Note: * p < 0.05; ***p<0.001.
Inclusion of Control Variables
To determine whether there were demographic influences on the research model, this study tested gender, age, marital status, education, and income as control variables using 1,000 bootstrap resamples of PLS-SEM. This analysis confirmed the additional variable bias and verified the research model. Specifically, the five demographic variables were controlled to provide a precise assessment of the relationship between affective response and visit intention. Figure 4 shows the hypotheses of the research model with the control variables. The control variables were included to test whether the research hypotheses were supported when the impact of the control variables was considered. The results indicate that when the control variables were included, the analytical data supported the seven hypotheses. These results support the argument that gender, age, education, marital status, and income control variables are not biased toward the current outcomes.

Estimation of the research model considering control variables.
Conclusion and Implications
Along with the rapid advancement of digital technology, VR is an emerging area in the fourth industrial revolution. In particular, VR provides an opportunity for tourists to experience a destination in advance, which is an effective marketing for destination marketing organizations. More importantly, VR tourism offers potential tourists the opportunity to visit the destination presented in VR. However, studies on VR tourism have not examined the important factors and how to make potential tourists visit the locations presented in VR tourism activities. To bridge this gap, this research primarily identified which factors encourage potential tourists to visit the destinations presented in VR activities from the perspectives of authentic experience with tourism-related VR activities and attachment to VR tourism experiences. This study examined VR tourists’ stimulus, responses, and behavioral intention using the SOR theory. Accordingly, this research developed and tested a theoretical framework for the relationships among authentic experience (stimulus), cognitive and affective responses (organism), attachment to VR, and visit intention to the destination in the VR content (response) using the SOR paradigm. In particular, to better capture the comprehensive meaning, this study operationalized affective response to tourism-related VR experiences as a second-order factor and reflective measure that consisted of enjoyment, involvement, and flow state.

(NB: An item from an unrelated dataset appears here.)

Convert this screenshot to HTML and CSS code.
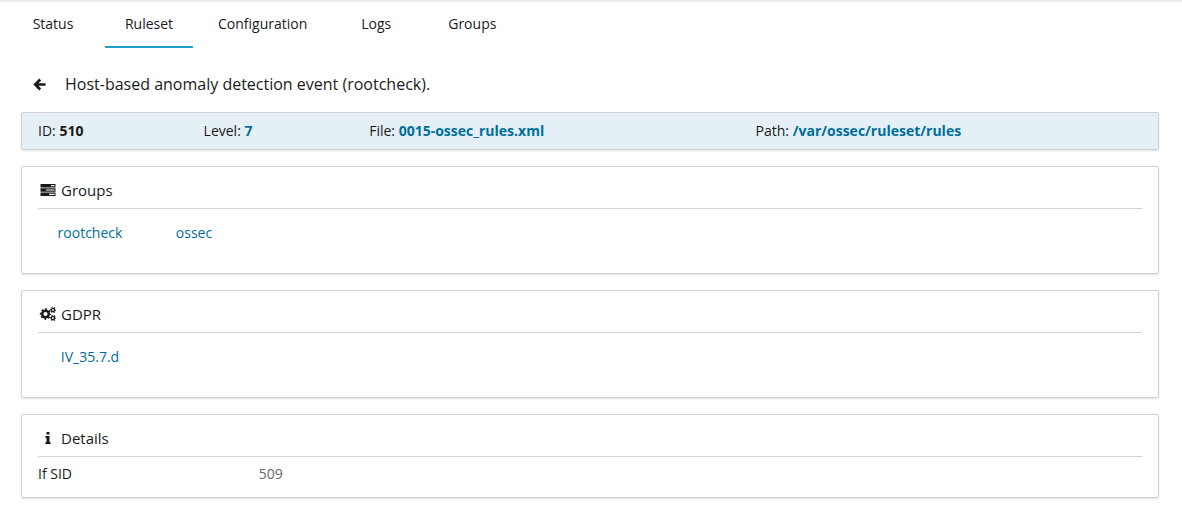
FILE: index.html
```html
<!DOCTYPE html>
<html lang="en">
<head>
<meta charset="utf-8">
<meta name="viewport" content="width=device-width, initial-scale=1">
<title>Ruleset</title>
<link rel="stylesheet" href="styles.css">
</head>
<body>
<nav class="tabs">
  <button class="tab" type="button">Status</button>
  <button class="tab tab-active" type="button" aria-current="page">Ruleset</button>
  <button class="tab" type="button">Configuration</button>
  <button class="tab" type="button">Logs</button>
  <button class="tab" type="button">Groups</button>
</nav>
<main class="content">
  <header class="heading">
    <button class="back" type="button" aria-label="Back">
      <svg class="icon-back" viewBox="0 0 13 13" aria-hidden="true"><path d="M7.200 1.500 2.300 6.500l4.900 5M2.500 6.500h10" fill="none" stroke="currentColor" stroke-width="2.700"/></svg>
    </button>
    <h1 class="title">Host-based anomaly detection event (rootcheck).</h1>
  </header>

  <section class="card summary">
    <div>ID: <b>510</b></div>
    <div>Level: <a class="link" href="#level"><b>7</b></a></div>
    <div>File: <a class="link" href="#file"><b>0015-ossec_rules.xml</b></a></div>
    <div>Path: <a class="link" href="#path"><b>/var/ossec/ruleset/rules</b></a></div>
  </section>

  <section class="card">
    <h2 class="card-title">
      <svg class="icon" viewBox="0 0 16 14" aria-hidden="true"><path fill="currentColor" fill-rule="evenodd" d="M.5 1h15v3.500H.5zM11 2h3.500v1.200H11zM.5 5.300h15v3.500H.5zM6 6.400h8.500v1.200H6zM.5 9.500h15V13H.5zM9 10.700h5.500v1.200H9z"/></svg>
      Groups
    </h2>
    <div class="links">
      <a class="link" href="#rootcheck">rootcheck</a>
      <a class="link" href="#ossec">ossec</a>
    </div>
  </section>

  <section class="card">
    <h2 class="card-title">
      <svg class="icon" viewBox="0 0 16 14" aria-hidden="true">
        <g fill="none" stroke="currentColor">
          <circle cx="5.500" cy="7" r="3.300" stroke-width="2.400"/>
          <circle cx="5.500" cy="7" r="4.900" stroke-width="1.600" stroke-dasharray="1.924 1.924" stroke-dashoffset=".962"/>
          <circle cx="13" cy="3" r="1.600" stroke-width="1.300"/>
          <circle cx="13" cy="3" r="2.500" stroke-width="1.200" stroke-dasharray="1.309 1.309" stroke-dashoffset=".654"/>
          <circle cx="13" cy="11" r="1.600" stroke-width="1.300"/>
          <circle cx="13" cy="11" r="2.500" stroke-width="1.200" stroke-dasharray="1.309 1.309" stroke-dashoffset=".654"/>
        </g>
      </svg>
      GDPR
    </h2>
    <div class="links">
      <a class="link" href="#gdpr">IV_35.7.d</a>
    </div>
  </section>

  <section class="card details">
    <h2 class="card-title">
      <svg class="icon" viewBox="0 0 16 14" aria-hidden="true"><path fill="currentColor" d="M6.500 1h3v2.500h-3zM5.500 5h4v6h1v2h-5v-2h1V7h-1z"/></svg>
      Details
    </h2>
    <dl class="fields">
      <dt>If SID</dt>
      <dd>509</dd>
    </dl>
  </section>
</main>
</body>
</html>
```
FILE: styles.css
```css
* {
  box-sizing: border-box;
}

body {
  margin: 0;
  background: #fff;
  color: #1a1a1a;
  font: 14px/20px "Open Sans", "Noto Sans", sans-serif;
}

button {
  border: 0;
  background: none;
  color: inherit;
  font: inherit;
  cursor: pointer;
}

.tabs {
  display: flex;
  gap: 8px;
  padding: 0 9px;
  box-shadow: inset 0 2px 1px #ebebeb;
}

.tab {
  min-width: 88px;
  height: 48px;
  padding: 2px 17px 0;
  border-bottom: 2px solid transparent;
}

.tab-active {
  border-bottom-color: #259fca;
}

.content {
  display: flex;
  flex-direction: column;
  gap: 16px;
  padding: 24px 23px 10px 21px;
}

.heading {
  display: flex;
  align-items: center;
  gap: 18px;
  height: 24px;
  padding-left: 11px;
}

.back {
  display: flex;
  padding: 0 1px;
}

.icon-back {
  width: 13px;
  height: 13px;
}

.title {
  margin: 0;
  font-size: 16px;
  font-weight: 400;
}

.card {
  min-height: 108px;
  padding: 8px 16px;
  border: 1px solid #d0d0d0;
  border-radius: 2px;
  box-shadow: 0 1px 2px rgba(0, 0, 0, 0.12);
}

.summary {
  display: grid;
  grid-template-columns: 15fr 15fr 35fr 35fr;
  min-height: 0;
  background: #e4f0f5;
}

.link {
  color: #006e9c;
  text-decoration: none;
}

.card-title {
  display: flex;
  align-items: center;
  gap: 5px;
  margin: 0;
  padding: 5px 0 8px 2px;
  border-bottom: 1px solid #d3d3d3;
  font-size: 15px;
  font-weight: 400;
}

.icon {
  width: 16px;
  height: 14px;
  overflow: visible;
}

.links {
  display: grid;
  grid-template-columns: repeat(auto-fill, 104px);
  padding-top: 14px;
  text-align: center;
}

.details {
  min-height: 84px;
}

.fields {
  display: grid;
  grid-template-columns: 1fr 4fr;
  margin: 0;
  padding-top: 7px;
}

.fields dd {
  margin: 0;
  color: #666;
}
```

The results revealed the highly significant impact of consumers’ authentic experience on their cognitive and affective responses to VR tourism experiences, indicating that authentic experience with tourism-related VR activities is one of the key factors in the commercialization of VR. Moreover, consumers’ cognitive response to tourism-related VR activities contributes to their affective response to VR tourism experiences. Additionally, this study identified potential visitors’ cognitive and affective responses to VR tourism experiences as significant mediators in predicting attachment to VR tourism experiences and visit intention to the destination presented in VR. The results further demonstrated that consumers’ intention to visit the destination shown in the VR tourism content was influenced by their attachment to VR tourism experiences. In addition, the results suggest that affective responses to tourism-related VR experiences fundamentally consisted of enjoyment, emotional involvement, and flow state. This study sheds light on why potential tourists want to visit the destinations shown in VR tourism activities and provides implications for academics and practitioners.
Theoretical Implications
Despite the growing importance of VR tourism in destinations, research on the factors that influence VR tourists’ behavior and potential tourists’ stimulus and response is scarce. This study provides academics with useful insights for theory formation and verification of the SOR paradigm. Specifically, the results of this study offer a number of theoretical contributions to academia and researchers. For example, the current research validated the utility of the extended SOR framework with the inclusion of authentic experience to tourism-related VR activities as a stimulus and attachment to VR as a response within the VR tourism setting. Moreover, this research theoretically validated that the extended SOR model can include affective response to VR tourism experiences as a second-order factor and a reflective measure consisting of enjoyment, emotional involvement, and flow state among VR tourists.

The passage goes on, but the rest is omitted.